Here, the narrator seems as annoyed as the priests themselves that, while the goddess is well cared for, they are dumped on an impoverished household. The Greek Lucius tells his readers about the theft immediately, carefully noting that the priests’ only opportunity to steal the cup was when they were allowed in to reclaim their goddess. Although he too could choose to tell the story from a later perspective out of strict narrative order, Apuleius instead focalizes the story through Lucius, who cannot know immediately what the priests have done. This sets up a much more effective surprise on the road, when the priests are caught red-handed.5

In both narratives, Lucius is then sold to a mill. In the Onos, he simply becomes so thin from maltreatment that the owner sells him in turn to a market gardener. In The Golden Ass, the very complex narrative of the baker’s wife intervenes, where an initially humorous but ultimately tragic tale of adultery and murder brings about the baker’s death and the dissolution and auction of his estate.6 The end result, however, is the same: Lucius ends up in the possession of the gardener.
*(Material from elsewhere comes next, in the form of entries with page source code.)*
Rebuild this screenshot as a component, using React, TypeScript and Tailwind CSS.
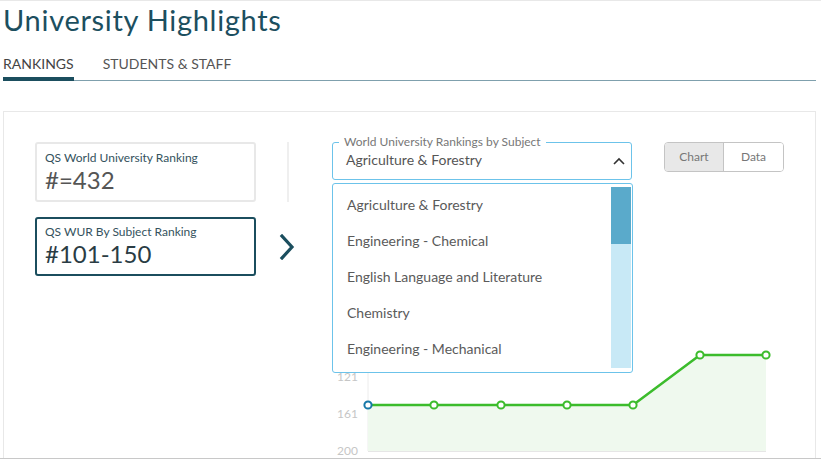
import { useState } from "react";

/* ------------------------------------------------------------------ */
/*  Data                                                               */
/* ------------------------------------------------------------------ */

const SUBJECTS = [
  "Agriculture & Forestry",
  "Engineering - Chemical",
  "English Language and Literature",
  "Chemistry",
  "Engineering - Mechanical",
];

const POINTS = [
  { x: 36, y: 215 },
  { x: 102, y: 215 },
  { x: 169, y: 215 },
  { x: 235, y: 215 },
  { x: 301, y: 215 },
  { x: 368, y: 165 },
  { x: 434, y: 165 },
];

const Y_LABELS = [
  { v: "1", y: 76 },
  { v: "41", y: 113 },
  { v: "81", y: 150 },
  { v: "121", y: 187 },
  { v: "161", y: 224 },
  { v: "200", y: 261 },
];

/* ------------------------------------------------------------------ */
/*  Component                                                          */
/* ------------------------------------------------------------------ */

export default function App() {
  const [tab, setTab] = useState("rankings");
  const [view, setView] = useState<"chart" | "data">("chart");
  const [subject, setSubject] = useState(SUBJECTS[0]);

  return (
    <div
      className="relative h-[459px] w-[821px] overflow-hidden border-t border-b border-t-[#e8e8e8] border-b-[#c8c8c8] bg-white"
      style={{ fontFamily: "Lato, 'Open Sans', sans-serif" }}
    >
      {/* Header */}
      <h1 className="pl-[3px] pt-[2px] text-[29px] leading-[34px] tracking-[0.7px] text-[#1c4f5f]">
        University Highlights
      </h1>

      {/* Tabs */}
      <div className="ml-[3px] mr-[5px] mt-[18px] flex border-b border-[#7fa0ad]">
        <TabBtn active={tab === "rankings"} onClick={() => setTab("rankings")}>
          RANKINGS
        </TabBtn>
        <div className="w-[29px]" />
        <TabBtn active={tab === "staff"} onClick={() => setTab("staff")}>
          STUDENTS &amp; STAFF
        </TabBtn>
      </div>

      {/* Panel */}
      <div className="ml-[3px] mt-[30px] h-[400px] w-[813px] border border-[#e8e8e8] px-[31px] pt-[30px]">
        <div className="flex">
          {/* Ranking cards */}
          <div className="flex w-[222px] flex-col gap-[15px]">
            <div className="h-[60px] rounded-[3px] border-2 border-[#e8e8e8] px-[8px] pt-[6px]">
              <div className="text-[12px] leading-[16px] text-[#34525d]">
                QS World University Ranking
              </div>
              <div className="text-[24px] leading-[28px] text-[#555]">#=432</div>
            </div>
            <div className="h-[59px] rounded-[3px] border-2 border-[#1b4e5e] px-[8px] pt-[5px]">
              <div className="text-[12px] leading-[16px] text-[#34525d]">
                QS WUR By Subject Ranking
              </div>
              <div className="text-[24px] leading-[28px] text-[#2a3c44]">#101-150</div>
            </div>
          </div>

          {/* Divider + arrow */}
          <div className="flex w-[76px] flex-col">
            <div className="ml-[31px] h-[60px] w-[2px] bg-[#efefef]" />
            <svg
              className="ml-[22px] mt-[32px]"
              width="18"
              height="26"
              viewBox="0 0 18 26"
              fill="none"
            >
              <path
                d="M4 2 L14 13 L4 24"
                stroke="#1b4e5e"
                strokeWidth="3.2"
                strokeLinecap="square"
              />
            </svg>
          </div>

          {/* Right column */}
          <div className="relative flex flex-1 flex-col">
            <div className="flex items-start justify-between">
              {/* Select */}
              <div className="relative h-[38px] w-[300px] rounded-[3px] border border-[#6cc3ea] px-[13px] pt-[8px]">
                <span className="absolute -top-[9px] left-[6px] bg-white px-[5px] text-[12px] leading-[15px] text-[#777]">
                  World University Rankings by Subject
                </span>
                <div className="text-[14px] leading-[18px] text-[#555]">{subject}</div>
                <svg
                  className="absolute right-[5px] top-[14px]"
                  width="14"
                  height="9"
                  viewBox="0 0 14 9"
                  fill="none"
                >
                  <path d="M2 7 L7 2 L12 7" stroke="#333" strokeWidth="1.6" />
                </svg>
              </div>

              {/* Chart / Data toggle */}
              <div className="flex h-[30px] overflow-hidden rounded-[4px] border border-[#c4c4c4] text-[12px] text-[#777]">
                <button
                  type="button"
                  onClick={() => setView("chart")}
                  className={`w-[59px] border-r border-[#c4c4c4] ${view === "chart" ? "bg-[#e8e8e8]" : "bg-white"}`}
                >
                  Chart
                </button>
                <button
                  type="button"
                  onClick={() => setView("data")}
                  className={`w-[59px] ${view === "data" ? "bg-[#e8e8e8]" : "bg-white"}`}
                >
                  Data
                </button>
              </div>
            </div>

            {/* Chart */}
            <svg className="mt-[10px]" width="452" height="270" viewBox="0 0 452 270">
              <line x1="36" y1="60" x2="36" y2="261" stroke="#ececec" strokeWidth="1" />
              <polygon
                points={`36,261 ${POINTS.map((p) => `${p.x},${p.y}`).join(" ")} 434,261`}
                fill="#eff9ee"
              />
              <line x1="36" y1="261.5" x2="434" y2="261.5" stroke="#e6e6e6" strokeWidth="1" />
              {Y_LABELS.map((l) => (
                <text
                  key={l.v}
                  x="26"
                  y={l.y + 4}
                  textAnchor="end"
                  fontSize="12"
                  fill="#c6c6c6"
                  fontFamily="Lato, sans-serif"
                >
                  {l.v}
                </text>
              ))}
              <polyline
                points={POINTS.map((p) => `${p.x},${p.y}`).join(" ")}
                fill="none"
                stroke="#3cbc2c"
                strokeWidth="2.5"
              />
              {POINTS.map((p, i) => (
                <circle
                  key={i}
                  cx={p.x}
                  cy={p.y}
                  r="3.6"
                  fill="#fff"
                  stroke={i === 0 ? "#1678a8" : "#3cbc2c"}
                  strokeWidth="2"
                />
              ))}
            </svg>

            {/* Dropdown list */}
            <div className="absolute left-0 top-[41px] flex h-[190px] w-[301px] overflow-hidden rounded-[3px] border border-[#6cc3ea] bg-white">
              <ul className="flex-1 pt-[2px]">
                {SUBJECTS.map((s) => (
                  <li
                    key={s}
                    onClick={() => setSubject(s)}
                    className="flex h-[36px] cursor-pointer items-center pl-[14px] text-[14px] text-[#5a5a5a]"
                  >
                    {s}
                  </li>
                ))}
              </ul>
              <div className="mr-[1px] mt-[3px] flex h-[181px] w-[20px] flex-col bg-[#c8e9f6]">
                <div className="h-[57px] bg-[#5aaacb]" />
              </div>
            </div>
          </div>
        </div>
      </div>
    </div>
  );
}

/* ── Sub-components ── */

function TabBtn({
  children,
  active,
  onClick,
}: {
  children: React.ReactNode;
  active: boolean;
  onClick: () => void;
}) {
  return (
    <button
      type="button"
      onClick={onClick}
      className={`-mb-px border-b-4 pb-[4px] text-[14px] leading-[18px] ${active ? "border-[#1b4e5e] text-[#444]" : "border-transparent text-[#555]"}`}
    >
      {children}
    </button>
  );
}
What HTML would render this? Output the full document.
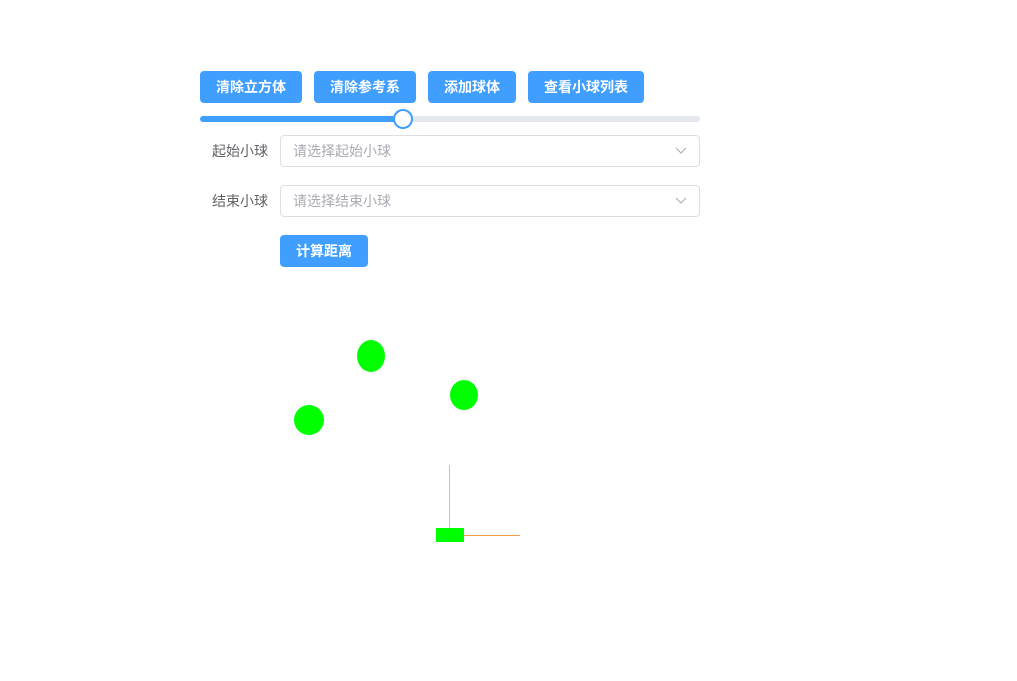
<!DOCTYPE html>
<html><head><meta charset="utf-8"><style>
body{margin:0;width:1017px;height:681px;background:#fff;font-family:"Liberation Sans","Noto Sans CJK SC",sans-serif;position:relative;overflow:hidden}
.btn{position:absolute;top:71px;height:32px;background:#409eff;color:#fff;border-radius:4px;font-size:14px;font-weight:bold;line-height:32px;text-align:center}
.lbl{position:absolute;left:200px;width:68px;text-align:right;font-size:14px;color:#606266;line-height:32px}
.sel{position:absolute;left:280px;height:30px;border:1px solid #dcdfe6;border-radius:4px;font-size:14px;color:#a8abb2;line-height:30px;padding-left:12px;box-sizing:content-box;width:406px}
.sel svg{position:absolute;right:12px;top:8px}
</style></head><body>
<div class="btn" style="left:200px;width:102px">清除立方体</div>
<div class="btn" style="left:314px;width:102px">清除参考系</div>
<div class="btn" style="left:428px;width:88px">添加球体</div>
<div class="btn" style="left:528px;width:116px">查看小球列表</div>
<div style="position:absolute;left:200px;top:116px;width:500px;height:6px;border-radius:3px;background:#e4e7ed"></div>
<div style="position:absolute;left:200px;top:116px;width:203px;height:6px;border-radius:3px;background:#409eff"></div>
<div style="position:absolute;left:393px;top:109px;width:16px;height:16px;border:2px solid #409eff;border-radius:50%;background:#fff"></div>
<div class="lbl" style="top:135px">起始小球</div>
<div class="sel" style="top:135px">请选择起始小球<svg width="12" height="12" viewBox="0 0 12 12"><path d="M1 4l5 5 5-5" fill="none" stroke="#a8abb2" stroke-width="1"/></svg></div>
<div class="lbl" style="top:185px">结束小球</div>
<div class="sel" style="top:185px">请选择结束小球<svg width="12" height="12" viewBox="0 0 12 12"><path d="M1 4l5 5 5-5" fill="none" stroke="#a8abb2" stroke-width="1"/></svg></div>
<div class="btn" style="left:280px;top:235px;width:88px">计算距离</div>
<svg style="position:absolute;left:0;top:0" width="1017" height="681">
<ellipse cx="371" cy="356" rx="14" ry="16" fill="#00ff00"/>
<ellipse cx="464" cy="395" rx="14" ry="15" fill="#00ff00"/>
<ellipse cx="309" cy="420" rx="15" ry="15" fill="#00ff00"/>
<line x1="449.5" y1="465" x2="449.5" y2="528" stroke="#b8d860" stroke-width="1"/>
<line x1="464" y1="535.5" x2="520" y2="535.5" stroke="#e8a040" stroke-width="1"/>
<rect x="436" y="528" width="28" height="14" fill="#00ff00"/>
</svg>
</body></html>
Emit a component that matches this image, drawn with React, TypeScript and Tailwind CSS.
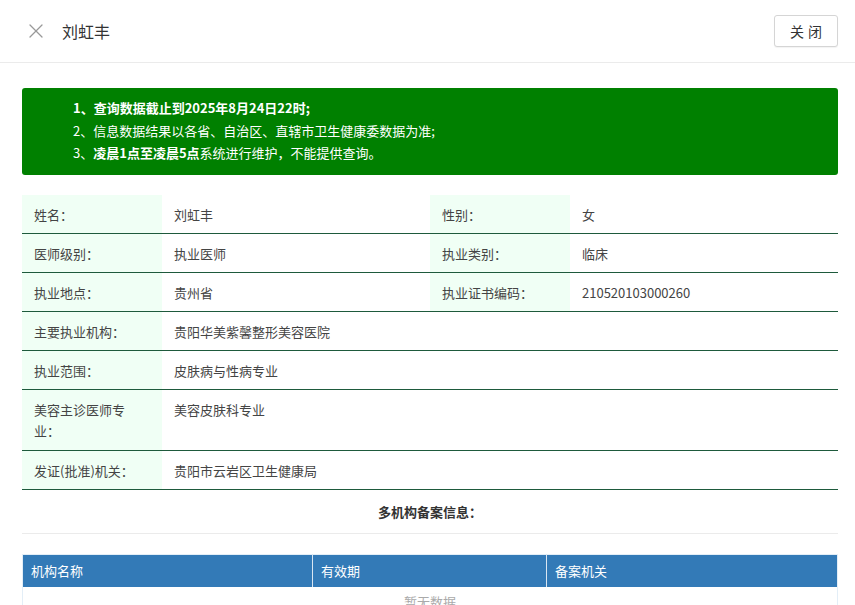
import { X } from "lucide-react";

const font = {
  fontFamily: '"Microsoft YaHei", "Noto Sans CJK SC", "Noto Sans", sans-serif',
};

type Row = { label: string; value: string; label2?: string; value2?: string; tall?: boolean };

const rows: Row[] = [
  { label: "姓名：", value: "刘虹丰", label2: "性别：", value2: "女" },
  { label: "医师级别：", value: "执业医师", label2: "执业类别：", value2: "临床" },
  { label: "执业地点：", value: "贵州省", label2: "执业证书编码：", value2: "210520103000260" },
  { label: "主要执业机构：", value: "贵阳华美紫馨整形美容医院" },
  { label: "执业范围：", value: "皮肤病与性病专业" },
  { label: "美容主诊医师专业：", value: "美容皮肤科专业", tall: true },
  { label: "发证(批准)机关：", value: "贵阳市云岩区卫生健康局" },
];

export default function App() {
  return (
    <div className="min-h-screen bg-white text-[#333]" style={font}>
      {/* Header */}
      <div className="h-[63px] flex items-center border-b border-[#ebebeb] pl-[24px] pr-[17px]">
        <X className="w-[24px] h-[24px] text-[#999]" strokeWidth={1.3} />
        <span className="ml-[14px] text-[16px] text-[#333]">刘虹丰</span>
        <button className="ml-auto w-[64px] h-[32px] border border-[#d5d5d5] rounded-[3px] text-[14px] text-[#333] tracking-[4px] pl-[4px] bg-white shadow-[0_1px_1px_rgba(0,0,0,0.05)]">
          关闭
        </button>
      </div>

      <div className="pl-[22px] pr-[17px]">
        {/* Notice */}
        <div className="mt-[25px] bg-[#008000] rounded-[3px] text-white text-[13px] leading-[22.5px] pl-[51px] pt-[9px] pb-[10px]">
          <p className="font-bold">1、查询数据截止到2025年8月24日22时;</p>
          <p>2、信息数据结果以各省、自治区、直辖市卫生健康委数据为准;</p>
          <p>
            3、<span className="font-bold">凌晨1点至凌晨5点</span>系统进行维护，不能提供查询。
          </p>
        </div>

        {/* Info table */}
        <table className="mt-[20px] w-full border-collapse text-[13px] leading-[21px] table-fixed">
          <colgroup>
            <col className="w-[140px]" />
            <col className="w-[268px]" />
            <col className="w-[140px]" />
            <col />
          </colgroup>
          <tbody>
            {rows.map((r) => {
              const pad = r.tall ? "pt-[9px] pb-[9px]" : "pt-[9px] pb-[8px]";
              return (
                <tr key={r.label} className="border-b border-[#1e5a3c] align-top">
                  <td className={`bg-[#f0fff5] pl-[12px] pr-[12px] text-[#444] ${pad}`}>{r.label}</td>
                  {r.label2 ? (
                    <>
                      <td className={`pl-[12px] text-[#444] ${pad}`}>{r.value}</td>
                      <td className={`bg-[#f0fff5] pl-[12px] text-[#444] ${pad}`}>{r.label2}</td>
                      <td className={`pl-[12px] text-[#444] ${pad}`}>{r.value2}</td>
                    </>
                  ) : (
                    <td colSpan={3} className={`pl-[12px] text-[#444] ${pad}`}>
                      {r.value}
                    </td>
                  )}
                </tr>
              );
            })}
          </tbody>
        </table>

        <div className="text-center text-[13px] font-bold leading-[21px] pt-[11px] pb-[11px] border-b border-[#ebebeb] text-[#333]">
          多机构备案信息：
        </div>

        {/* Multi org table */}
        <table className="mt-[20px] w-full border-collapse text-[13px] table-fixed border border-[#e3eef7]">
          <colgroup>
            <col className="w-[290px]" />
            <col className="w-[234px]" />
            <col />
          </colgroup>
          <thead>
            <tr className="bg-[#337ab7] text-white h-[33px]">
              <th className="text-left font-normal px-[8px] border-r border-[#d9e6f2]">机构名称</th>
              <th className="text-left font-normal px-[8px] border-r border-[#d9e6f2]">有效期</th>
              <th className="text-left font-normal px-[8px]">备案机关</th>
            </tr>
          </thead>
          <tbody>
            <tr>
              <td colSpan={3} className="text-center text-[#aaa] h-[30px]">
                暂无数据
              </td>
            </tr>
          </tbody>
        </table>
      </div>
    </div>
  );
}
Yet, once again, the stories proceed differently to the gardener’s violent encounter with a Roman soldier and its consequences. In Apuleius, another bizarre and tragic tale precedes this moment and determines the gardener’s emotional state when confronting the soldier. The poor gardener has been invited to dinner with a man engaged in a property dispute with a rich neighbor. Monstrous prodigies at the dinner (including blood pouring from the ground) precede a messenger who reports that the host’s three sons have all died in a brawl with the rich neighbor and his thugs, and the host then commits suicide. The gardener is therefore returning from the horrors of this banquet when he meets the Roman soldier on the road:

nam quidam procerus et, ut indicabat habitus atque habitudo, miles e legione, factus nobis obvius, superbo atque adroganti sermone percontatur, quorsum vacuum duceret asinum? at meus, adhuc maerore permixtus et alias Latini sermonis ignarus, tacitus praeteribat. nec miles ille familiarem cohibere quivit insolentiam, sed indignatus silentio eius ut convicio, viti, quam tenebat, obtundens eum dorso meo proturbat. tunc hortulanus subplicue respondit sermonis ignorantia se, quid ille diceret, scire non posse. ergo igitur Graece subiciens miles “ubi” inquit “ducis asinum istum?” respondit hortulanus petere se civitatem proximam. “sed mihi” inquit “opera eius opus est; nam de proximo castello sarcinas praesidis nostri cum ceteris iumentis debet advehere.” et iniecta statim manu loro me, quo ducebar, arreptum incipit trahere. sed hortulanus prioris plagae vulnere prolapsum capite sanguinem detergens rursus deprecatur civilius atque mansuetius versari commilitonem, idque per spes prosperas eius orabat adiurans. “nam et hic ipse” aiebat “iners asellus et nihilo minus mordax morboque detestabili caducus vix etiam paucos holerum maniculos de proximo hortulo solet anhelitu languido fatigatus subvehere, nedum ut rebus amplioribus idoneus videatur gerulus.”
40. sed ubi nullis precibus mitigari militem magisque in suam perniciem advertit efferari, iamque inversa vite de vastiore nodulo cerebrum suum diffindere, currit ad extrema subsidia simulansque sese ad commovendam miserationem genua eius velle contingere, summissus atque incurvatus, arreptis eius utrisque pedibus sublimem elatum terrae graviter applaudit, et statim qua pugnis qua cubitis qua morsibus, etiam de via lapide correpto, totam faciem manusque eius et latera converberat. nec ille, ut primum humi supinatus est, vel repugnare vel omnino munire se potuit, sed plane identidem comminabatur, si surrexisset, sese concisurum eum machaera sua frustatim. quo sermone eius commonefactus hortulanus eripit ei spatham eaque longissime abiecta rursum saevioribus eum plagis adgreditur. nec ille prostratus et praeventus vulneribus ullum repperire saluti quiens subsidium, quod solum restabat, simulat sese mortuum.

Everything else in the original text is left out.